- Feliné Quezada Figueroa
- Born: Ursulina Feline Quezada Figueroa Santo Domingo, Dominican Republic
- Occupations: Actress, lawyer
- Known for: Bachata ante mortem, Las rosas de María Fonseca, La viuda

= Feline Quezada Figueroa =

Feliné Quezada Figueroa, also registered as Ursulina Feline Quezada Figueroa, is a Dominican stage and film actress. She has appeared in productions by Haffe Serulle and Ricardo Muñoz Caravaca. Her documented theatrical work includes Bachata ante mortem, Las rosas de María Fonseca, and La viuda.

== Artistic career ==

=== Theatre ===

In 2012, Quezada was part of the cast of Bachata ante mortem, a play written and directed by Haffe Serulle. The production was presented by the Lluvia Negra theatre group at the experimental theatre of the National School of Dramatic Arts in Santo Domingo, from 17 to 29 July.

The production addressed violence against women and used bachata as part of its theatrical language. The play sought to raise awareness about the importance of education against violence toward women.

In 2013, she appeared in Las rosas de María Fonseca, a tragicomedy by Cuban playwright Ricardo Muñoz Caravaca. The production was directed by Jorge Junior Gómez Guzmán and staged at the Ravelo Hall of the Eduardo Brito National Theatre. The story follows María Fonseca, a woman who decides to publish her memoirs during the final moments of her life.

The production returned to the stage in December of the same year, with performances on 7 and 8 December at the Ravelo Hall.

In November 2015, Quezada played the title role in La viuda, written and directed by Haffe Serulle. She performed alongside Santiago Alonso, and the play was staged at the Juan Lockward bar of the Eduardo Brito National Theatre. The production opened on 5 November and remained on the programme until the end of the month.

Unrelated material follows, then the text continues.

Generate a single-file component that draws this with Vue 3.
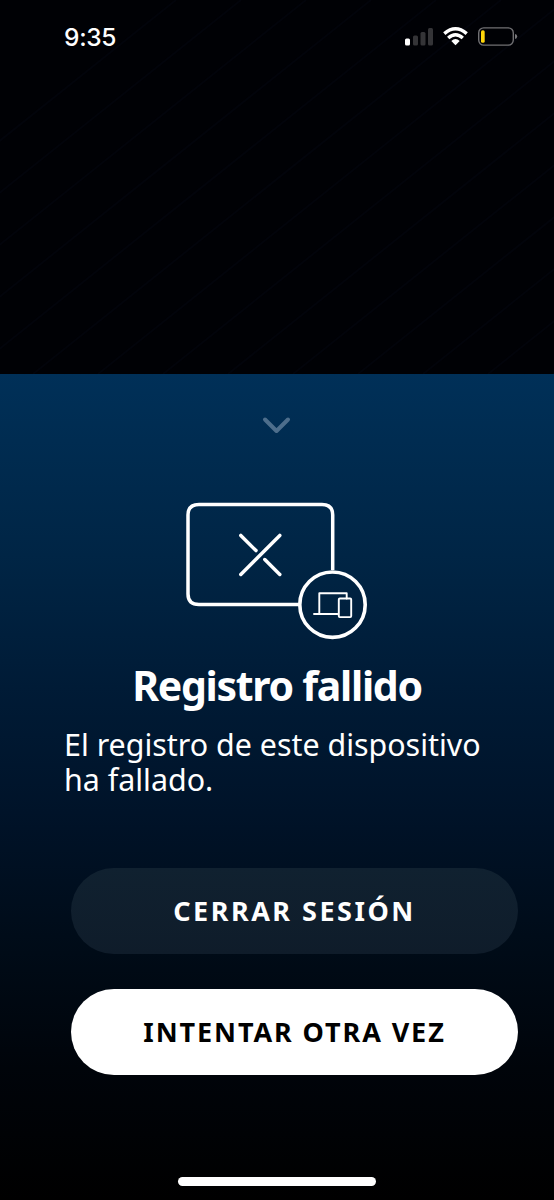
<script setup>
const stripes = Array.from({ length: 17 }, (_, i) => -292 + i * 65)
</script>

<template>
  <main class="screen">
    <section class="backdrop">
      <svg class="stripes" viewBox="0 0 554 374" aria-hidden="true">
        <path v-for="x in stripes" :key="x" :d="`M${x} 374L${x + 468} 0`" />
      </svg>
      <header class="status">
        <span class="time">9:35</span>
        <svg class="signals" width="114" height="22" viewBox="0 0 114 22" aria-hidden="true">
          <rect x="1" y="12.5" width="5" height="7" rx="1.5" fill="#fff" />
          <rect x="9" y="9.5" width="5" height="10" rx="1.5" fill="#343437" />
          <rect x="16.5" y="6" width="5" height="13.5" rx="1.5" fill="#343437" />
          <rect x="24" y="2" width="5" height="17.5" rx="1.5" fill="#343437" />
          <g fill="none" stroke="#fff" stroke-width="3.4">
            <path d="M40.3 7.6Q51.5-2.2 62.7 7.6" />
            <path d="M44.2 12Q51.5 5.5 58.8 12" />
          </g>
          <path d="M47.3 15Q51.5 11.2 55.7 15L51.5 19.2Z" fill="#fff" />
          <rect x="74.7" y="1.9" width="34.6" height="17.2" rx="5" fill="none" stroke="#707073" stroke-width="1.4" />
          <rect x="77" y="4.2" width="3.7" height="12.6" rx="1.6" fill="#ffd60a" />
          <path d="M111 8Q113.2 8.4 113.2 10.5Q113.2 12.6 111 13Z" fill="#77777a" />
        </svg>
      </header>
    </section>

    <section class="sheet">
      <svg class="chevron" width="30" height="20" viewBox="0 0 30 20" aria-label="Cerrar">
        <path d="M3 4.5L14.5 16L26 4.5" />
      </svg>
      <svg class="device" width="184" height="140" viewBox="0 0 184 140" aria-hidden="true">
        <g fill="none" stroke="#fff" stroke-linecap="round" stroke-linejoin="round">
          <path d="M114 104.6H14Q3 104.6 3 94.1V15Q3 4.4 14 4.4H137Q147.7 4.4 147.7 15V70" stroke-width="3.5" stroke-linecap="butt" />
          <circle cx="147.5" cy="104.7" r="32.7" stroke-width="3.6" />
          <path d="M55.8 74.4L94.8 35.4M55.8 35.4L71 50.6M79.8 59.6L94.8 74.4" stroke-width="3.5" />
          <g stroke-width="1.9">
            <path d="M129 114H152.5M134.3 114V93.3H161.7V98.5" />
            <rect x="153.8" y="98.5" width="12.4" height="18.6" rx="1" />
          </g>
        </g>
      </svg>
      <h1>Registro fallido</h1>
      <p>El registro de este dispositivo<br />ha fallado.</p>
      <div class="actions">
        <button class="logout">CERRAR SESIÓN</button>
        <button class="retry">INTENTAR OTRA VEZ</button>
      </div>
      <div class="home"></div>
    </section>
  </main>
</template>

<style>
body {
  margin: 0;
  background: #000;
}
</style>

<style scoped>
.screen {
  width: 554px;
  height: 1200px;
  overflow: hidden;
  display: flex;
  flex-direction: column;
  color: #fff;
  font-family: "Noto Sans", sans-serif;
}
.backdrop {
  position: relative;
  height: 374px;
  flex: none;
  background: #000105;
}
.stripes {
  position: absolute;
  inset: 0;
  width: 554px;
  height: 374px;
  fill: none;
  stroke: #02040b;
  stroke-width: 2;
}
.status {
  position: relative;
  display: flex;
  justify-content: space-between;
  padding: 26px 36px 0 64px;
}
.time {
  font: 500 24.5px/22px Inter, sans-serif;
  letter-spacing: -0.3px;
}
.signals {
  display: block;
}
.sheet {
  flex: 1;
  display: flex;
  flex-direction: column;
  align-items: center;
  background: linear-gradient(#003058 0%, #002545 22%, #001b36 38%, #001329 53%, #000c19 68%, #00040a 84%, #000 100%);
}
.chevron {
  margin-top: 41px;
  fill: none;
  stroke: #4d6e8c;
  stroke-width: 4;
  stroke-linecap: round;
  stroke-linejoin: round;
}
.device {
  margin-top: 65px;
}
h1 {
  margin: 15px 0 0;
  font-size: 41px;
  line-height: 60px;
  font-weight: 700;
  letter-spacing: -1.3px;
  white-space: nowrap;
}
p {
  align-self: stretch;
  margin: 12px 0 0 64px;
  font-size: 30.4px;
  line-height: 35px;
  white-space: nowrap;
}
.actions {
  align-self: stretch;
  display: flex;
  flex-direction: column;
  gap: 35px;
  margin: 71px 36px 0 71px;
}
button {
  height: 86px;
  padding: 0;
  border: 0;
  border-radius: 43px;
  color: #fff;
  font: 700 27px/86px "Noto Sans", sans-serif;
  letter-spacing: 2.5px;
  white-space: nowrap;
}
.logout {
  background: linear-gradient(#102130, #0f1c2a);
}
.retry {
  background: #fff;
  color: #000;
  letter-spacing: 1.9px;
}
.home {
  width: 198px;
  height: 9px;
  margin-top: 102px;
  border-radius: 5px;
  background: #fff;
}
</style>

Theatre critic Etzel Báez published a review of La viuda in elCaribe on 24 November 2015. He discussed Quezada's performance, highlighting her vocal work, energy, and the sensitivity with which she portrayed the character. He also commented on the onstage relationship between Quezada and Santiago Alonso, as well as the use of music in the production.

=== Film ===

Quezada is listed as an actress in the official professional directory of the Dominican Republic's Directorate General of Cinema, under the name Ursulina Feline Quezada Figueroa.

== Real estate dispute ==

Quezada has maintained a public campaign for several years concerning the ownership of a home. According to her account, she purchased the property and received a title certificate in her name, but the registration was later cancelled because of irregularities in the documentation. She alleges that she was the victim of real estate fraud and has requested an investigation into the actions related to the case.

In August 2024, Dominican media reported on her protests outside institutions connected to the real estate jurisdiction. According to those reports, Quezada was requesting an investigation into the loss of her property and had been received by the First Lady of the Dominican Republic, who agreed to forward her request for an investigation.

In July 2026, Quezada stated that she had been protesting regularly outside the Registry of Titles for more than four years. The following month, she announced that she would take her claim to the National Palace and requested compensation for the economic and personal harm she said she had suffered. In her statements, she described the dispute as having lasted approximately five years.

=== Criminal complaint in 2026 ===

On 24 August 2026, it was reported that Quezada had filed a criminal complaint and civil action against lawyer Juan Antonio Capellán Nin, alleging his involvement in real estate transactions connected to falsified identity documents and property titles. The complaint was filed with the Public Prosecutor's Office for the Judicial District of Santo Domingo Oeste.

According to the complaint, one of the transactions involved a property in Arroyo Hondo. Quezada stated that she had paid RD$500,000 in cash and that alleged falsifications were later detected in the title certificate and the identity document used by the person presented as the seller. The complaint also refers to another real estate transaction in Santo Domingo Este and to financial losses that the complainant estimates at RD$12 million.

The allegations represent the complainant's account, and any determination of criminal responsibility is a matter for the judicial authorities. The sources cited here do not establish that a final judgment has determined the criminal responsibility alleged in the complaint.

=== Plaza Central incident ===

On 31 August 2026, Quezada published messages on social media expressing her exhaustion over the prolonged real estate dispute. The following day, several media outlets reported that she had been assisted during a crisis at a building in Plaza Central, Santo Domingo, after another person intervened to prevent her from harming herself.

The reports linked the incident to the dispute that Quezada had been pursuing for approximately five years. Following the intervention, she did not harm herself. The incident brought renewed public attention to her allegations and her request for an institutional response.